A couple of months ago my doctor decided that I was getting strong enough to try a Ketogenic diet. This is designed to convince the body to stop burning sugar and, instead, burn fat. Since the toxins I was exposed to are stored in fat cells, this does double duty of losing weight and getting rid of stored toxins. It also helps to fuel the brain and repair any damage done to the neurological system.
On this diet, I am supposed to eat only 5% carbs, 25% protein and 70% fat. (I aim at keeping my carb intake down to 20g per day. That is equivalent to 1.5 Reeses cups or a half of a medium order of McDonalds fries. All day!)
It is hard to find that much fat without consuming carbs. One of the cures is to make and eat fat bombs as a snack. They are made of healthy fats and no added sugar.

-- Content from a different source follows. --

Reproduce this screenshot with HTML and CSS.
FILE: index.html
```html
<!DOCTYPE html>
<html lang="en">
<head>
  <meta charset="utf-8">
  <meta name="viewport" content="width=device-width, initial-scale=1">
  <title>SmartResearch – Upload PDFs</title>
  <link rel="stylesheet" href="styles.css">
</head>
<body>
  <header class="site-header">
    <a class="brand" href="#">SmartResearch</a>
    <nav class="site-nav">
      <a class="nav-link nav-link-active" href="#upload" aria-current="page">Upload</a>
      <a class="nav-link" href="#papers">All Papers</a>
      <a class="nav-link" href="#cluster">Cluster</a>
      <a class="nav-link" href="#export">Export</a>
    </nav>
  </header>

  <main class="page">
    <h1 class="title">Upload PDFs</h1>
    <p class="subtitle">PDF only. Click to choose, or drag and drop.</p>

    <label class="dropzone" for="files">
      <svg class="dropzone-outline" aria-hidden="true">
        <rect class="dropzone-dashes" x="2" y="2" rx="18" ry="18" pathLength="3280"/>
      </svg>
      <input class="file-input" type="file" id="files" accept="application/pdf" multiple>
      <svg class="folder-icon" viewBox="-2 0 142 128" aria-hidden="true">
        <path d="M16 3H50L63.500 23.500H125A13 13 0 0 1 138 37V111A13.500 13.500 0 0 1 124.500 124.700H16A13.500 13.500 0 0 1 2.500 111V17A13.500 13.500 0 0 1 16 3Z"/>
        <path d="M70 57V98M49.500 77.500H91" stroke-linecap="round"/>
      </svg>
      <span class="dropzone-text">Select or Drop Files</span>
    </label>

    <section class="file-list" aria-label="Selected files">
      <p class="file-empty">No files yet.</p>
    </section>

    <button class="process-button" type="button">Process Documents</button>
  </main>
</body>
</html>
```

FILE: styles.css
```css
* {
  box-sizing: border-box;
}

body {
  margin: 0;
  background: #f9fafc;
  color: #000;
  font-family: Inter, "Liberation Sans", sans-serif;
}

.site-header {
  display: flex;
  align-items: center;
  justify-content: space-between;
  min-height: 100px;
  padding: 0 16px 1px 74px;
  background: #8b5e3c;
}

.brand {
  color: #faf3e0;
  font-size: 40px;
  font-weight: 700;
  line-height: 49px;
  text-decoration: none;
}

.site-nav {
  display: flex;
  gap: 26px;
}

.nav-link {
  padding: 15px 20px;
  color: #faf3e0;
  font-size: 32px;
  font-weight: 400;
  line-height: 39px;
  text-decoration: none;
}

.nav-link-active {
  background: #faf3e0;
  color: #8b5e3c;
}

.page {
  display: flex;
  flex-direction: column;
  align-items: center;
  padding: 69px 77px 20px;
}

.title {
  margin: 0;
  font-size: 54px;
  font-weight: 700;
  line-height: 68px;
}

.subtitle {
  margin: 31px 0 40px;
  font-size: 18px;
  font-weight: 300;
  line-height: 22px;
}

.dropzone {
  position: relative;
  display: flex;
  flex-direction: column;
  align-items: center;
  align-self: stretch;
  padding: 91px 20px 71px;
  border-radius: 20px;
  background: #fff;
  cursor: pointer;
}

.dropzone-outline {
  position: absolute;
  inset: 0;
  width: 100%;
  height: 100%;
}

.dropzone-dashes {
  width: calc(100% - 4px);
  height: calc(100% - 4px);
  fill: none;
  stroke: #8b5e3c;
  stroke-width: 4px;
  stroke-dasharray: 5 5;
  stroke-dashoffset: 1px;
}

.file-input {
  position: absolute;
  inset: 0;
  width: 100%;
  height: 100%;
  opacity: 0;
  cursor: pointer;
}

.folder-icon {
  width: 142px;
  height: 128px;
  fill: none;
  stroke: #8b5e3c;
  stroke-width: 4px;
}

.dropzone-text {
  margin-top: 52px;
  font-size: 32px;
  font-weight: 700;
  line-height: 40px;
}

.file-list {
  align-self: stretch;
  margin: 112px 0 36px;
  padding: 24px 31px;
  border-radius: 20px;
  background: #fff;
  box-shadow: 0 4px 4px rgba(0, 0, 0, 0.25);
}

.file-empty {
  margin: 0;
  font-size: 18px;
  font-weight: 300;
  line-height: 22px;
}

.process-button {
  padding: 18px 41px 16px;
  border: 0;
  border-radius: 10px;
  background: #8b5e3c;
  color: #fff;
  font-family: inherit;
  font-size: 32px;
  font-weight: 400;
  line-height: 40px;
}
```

To make life easier, I am using silicone baking cups. The ingredients easily release from the cups and they are easy to clean.
Chocolate
The first step in making these is creating a layer of chocolate, letting it cool, then adding a layer of coconut cream, coconut oil and some other goodies to ad some texture and crunch. I like to use roasted almonds, some raw coconut and a few cacao chips.
I have been using Lindt 90% chocolate bars, but am thinking of getting into using 100% pure raw bulk chocolate.
There are only 30 grams of carbs per bar with 12 of those being dietary fiber. So, using one bar for 12 fat bombs leaves only 1.5 grams of carbs per serving.
Melting the chocolate in a double boiler is not problem at all. Tempering chocolate is something that I am just learning. Tempering gives chocolate that nice firm snap and it doesn’t melt on your fingers.
Once melted (and/or tempered), it is easy to drop enough chocolate into the cups to cover the bottom. Not much is needed. One bar makes for about 1.5 teaspoons of chocolate per cup.
Coconut Butter
I make my own coconut butter. The shredded organic unsweetened coconut comes from our local coop. Throw about a pound of raw coconut into a strong food processor and let it spin for 20-30 minutes until the oils release and the pulp is ground fine.
Some people strain the resulting mixture to remove the pulp. I happen to like the pulp and use it as is. I used to store it in a mason jar. However, that made it hard to extract the amount needed for a recipe. I have change to molding 1/4 cup serving in a silicone muffin tin and storing them in the refrigerator. It is then very easy to apportion the amount needed for a recipe.
Final Product
The final product is a not-so-sweet treat. The right amount of salt in the coconut mixture is the key to balancing the flavor. They should last indefinitely, especially if they are stored in the refrigerator. However, it is unlikely that a dozen stand a chance of lasting the week.
- 3.5 oz chocolate
- 6 Tablespoons coconut butter
- 3 Tablespoons coconut oil
- 1/4 tsp vanilla extract
- Salt Ground Himalayan, to taste
- Melt (preferably temper) the chocolate in a double boiler. Split among 12 baking cups (about 1.5 teaspoons per cup.) Cool in refrigerator until solid.
- Combine coconut butter, coconut oil and vanilla in to double boiler until melted and combined. Season to taste with salt.
- Put your texture components (chopped almonds, shredded coconut) in the baking cups on top of the chocolate
- Spoon the hot coconut mixture into the cups (1.5 tsp per cup) making sure the contents are level and the raw coconut is saturated.
- Sprinkle raw cocoa nibs onto the coconut mixture for more texture and for decoration.